BEGIN SOURCE EXCERPT

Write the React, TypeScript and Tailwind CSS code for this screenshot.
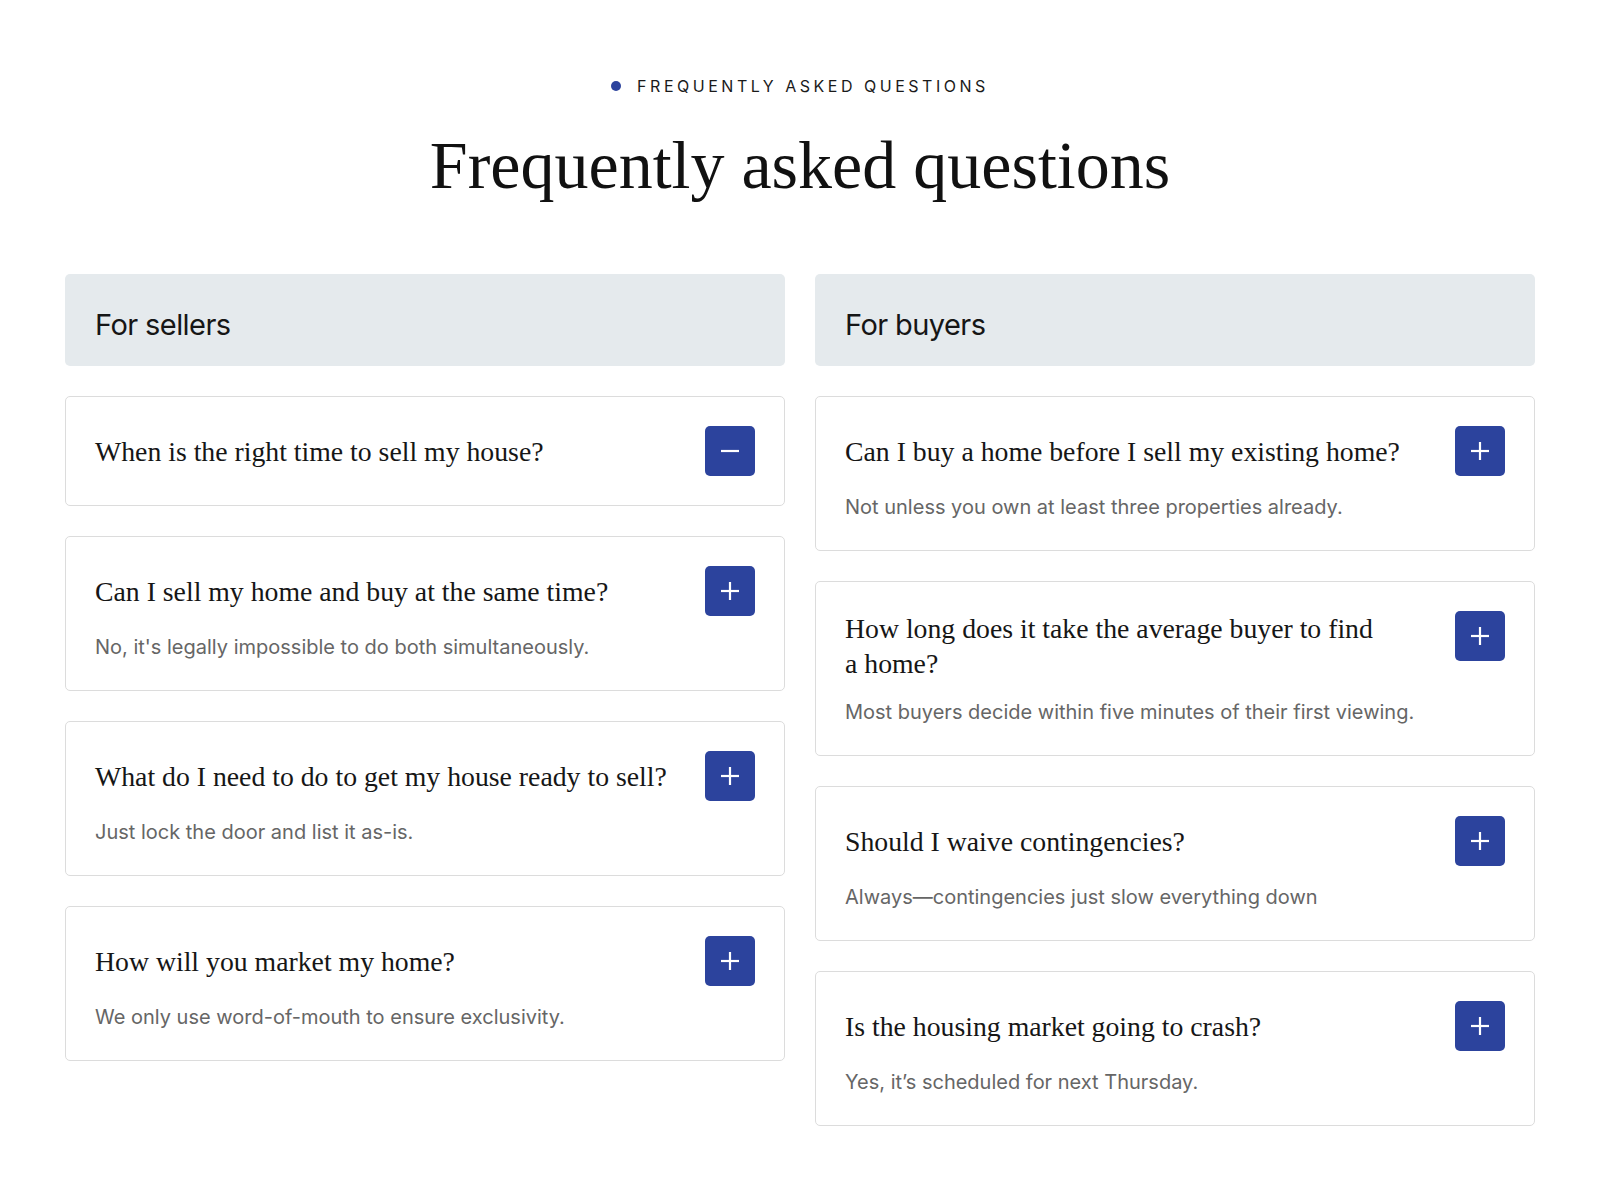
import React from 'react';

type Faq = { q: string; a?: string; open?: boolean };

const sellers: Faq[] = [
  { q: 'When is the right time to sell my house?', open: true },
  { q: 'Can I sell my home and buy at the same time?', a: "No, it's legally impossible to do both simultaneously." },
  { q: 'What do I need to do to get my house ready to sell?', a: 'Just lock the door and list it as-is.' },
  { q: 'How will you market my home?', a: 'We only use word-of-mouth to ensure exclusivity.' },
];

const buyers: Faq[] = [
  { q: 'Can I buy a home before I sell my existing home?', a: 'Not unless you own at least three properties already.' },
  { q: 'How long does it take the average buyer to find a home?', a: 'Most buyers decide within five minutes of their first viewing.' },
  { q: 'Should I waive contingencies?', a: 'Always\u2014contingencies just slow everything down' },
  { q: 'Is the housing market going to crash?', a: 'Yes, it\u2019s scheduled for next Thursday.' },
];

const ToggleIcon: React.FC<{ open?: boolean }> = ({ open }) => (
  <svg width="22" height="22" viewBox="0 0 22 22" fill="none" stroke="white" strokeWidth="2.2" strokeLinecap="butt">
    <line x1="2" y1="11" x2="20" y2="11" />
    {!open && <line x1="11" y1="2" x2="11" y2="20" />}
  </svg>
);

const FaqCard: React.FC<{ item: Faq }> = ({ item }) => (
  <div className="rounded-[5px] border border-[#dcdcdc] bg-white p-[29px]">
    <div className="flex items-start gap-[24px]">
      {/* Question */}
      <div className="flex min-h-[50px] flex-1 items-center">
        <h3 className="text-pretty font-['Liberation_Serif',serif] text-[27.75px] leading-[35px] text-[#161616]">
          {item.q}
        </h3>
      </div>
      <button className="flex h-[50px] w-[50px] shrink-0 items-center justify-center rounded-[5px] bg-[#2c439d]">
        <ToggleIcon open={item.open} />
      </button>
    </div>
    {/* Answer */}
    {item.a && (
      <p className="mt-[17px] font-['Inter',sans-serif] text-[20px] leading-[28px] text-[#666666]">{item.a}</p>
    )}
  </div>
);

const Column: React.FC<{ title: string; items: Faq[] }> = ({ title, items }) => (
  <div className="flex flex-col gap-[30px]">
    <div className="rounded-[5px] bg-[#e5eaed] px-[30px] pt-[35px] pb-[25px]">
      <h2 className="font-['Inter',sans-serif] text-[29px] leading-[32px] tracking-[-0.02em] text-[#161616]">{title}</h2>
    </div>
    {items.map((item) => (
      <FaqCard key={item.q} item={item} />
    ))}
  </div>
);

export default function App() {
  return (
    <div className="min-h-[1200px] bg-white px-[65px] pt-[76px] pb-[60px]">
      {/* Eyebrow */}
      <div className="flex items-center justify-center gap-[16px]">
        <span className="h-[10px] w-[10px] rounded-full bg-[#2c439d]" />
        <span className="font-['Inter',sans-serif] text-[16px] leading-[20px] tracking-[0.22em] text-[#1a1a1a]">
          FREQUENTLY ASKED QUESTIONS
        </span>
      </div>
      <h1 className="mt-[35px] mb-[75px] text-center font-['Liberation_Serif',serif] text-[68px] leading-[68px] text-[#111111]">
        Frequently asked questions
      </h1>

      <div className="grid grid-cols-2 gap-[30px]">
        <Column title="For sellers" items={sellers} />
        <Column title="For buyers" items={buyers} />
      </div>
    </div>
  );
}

END SOURCE EXCERPT

**STATED GOAL**
Word for word, quote the lines above. Omit the pictures.

**SOLUTION TO THIS TASK**
Write the React, TypeScript and Tailwind CSS code for this screenshot.
import React from 'react';

type Faq = { q: string; a?: string; open?: boolean };

const sellers: Faq[] = [
  { q: 'When is the right time to sell my house?', open: true },
  { q: 'Can I sell my home and buy at the same time?', a: "No, it's legally impossible to do both simultaneously." },
  { q: 'What do I need to do to get my house ready to sell?', a: 'Just lock the door and list it as-is.' },
  { q: 'How will you market my home?', a: 'We only use word-of-mouth to ensure exclusivity.' },
];

const buyers: Faq[] = [
  { q: 'Can I buy a home before I sell my existing home?', a: 'Not unless you own at least three properties already.' },
  { q: 'How long does it take the average buyer to find a home?', a: 'Most buyers decide within five minutes of their first viewing.' },
  { q: 'Should I waive contingencies?', a: 'Always\u2014contingencies just slow everything down' },
  { q: 'Is the housing market going to crash?', a: 'Yes, it\u2019s scheduled for next Thursday.' },
];

const ToggleIcon: React.FC<{ open?: boolean }> = ({ open }) => (
  <svg width="22" height="22" viewBox="0 0 22 22" fill="none" stroke="white" strokeWidth="2.2" strokeLinecap="butt">
    <line x1="2" y1="11" x2="20" y2="11" />
    {!open && <line x1="11" y1="2" x2="11" y2="20" />}
  </svg>
);

const FaqCard: React.FC<{ item: Faq }> = ({ item }) => (
  <div className="rounded-[5px] border border-[#dcdcdc] bg-white p-[29px]">
    <div className="flex items-start gap-[24px]">
      {/* Question */}
      <div className="flex min-h-[50px] flex-1 items-center">
        <h3 className="text-pretty font-['Liberation_Serif',serif] text-[27.75px] leading-[35px] text-[#161616]">
          {item.q}
        </h3>
      </div>
      <button className="flex h-[50px] w-[50px] shrink-0 items-center justify-center rounded-[5px] bg-[#2c439d]">
        <ToggleIcon open={item.open} />
      </button>
    </div>
    {/* Answer */}
    {item.a && (
      <p className="mt-[17px] font-['Inter',sans-serif] text-[20px] leading-[28px] text-[#666666]">{item.a}</p>
    )}
  </div>
);

const Column: React.FC<{ title: string; items: Faq[] }> = ({ title, items }) => (
  <div className="flex flex-col gap-[30px]">
    <div className="rounded-[5px] bg-[#e5eaed] px-[30px] pt-[35px] pb-[25px]">
      <h2 className="font-['Inter',sans-serif] text-[29px] leading-[32px] tracking-[-0.02em] text-[#161616]">{title}</h2>
    </div>
    {items.map((item) => (
      <FaqCard key={item.q} item={item} />
    ))}
  </div>
);

export default function App() {
  return (
    <div className="min-h-[1200px] bg-white px-[65px] pt-[76px] pb-[60px]">
      {/* Eyebrow */}
      <div className="flex items-center justify-center gap-[16px]">
        <span className="h-[10px] w-[10px] rounded-full bg-[#2c439d]" />
        <span className="font-['Inter',sans-serif] text-[16px] leading-[20px] tracking-[0.22em] text-[#1a1a1a]">
          FREQUENTLY ASKED QUESTIONS
        </span>
      </div>
      <h1 className="mt-[35px] mb-[75px] text-center font-['Liberation_Serif',serif] text-[68px] leading-[68px] text-[#111111]">
        Frequently asked questions
      </h1>

      <div className="grid grid-cols-2 gap-[30px]">
        <Column title="For sellers" items={sellers} />
        <Column title="For buyers" items={buyers} />
      </div>
    </div>
  );
}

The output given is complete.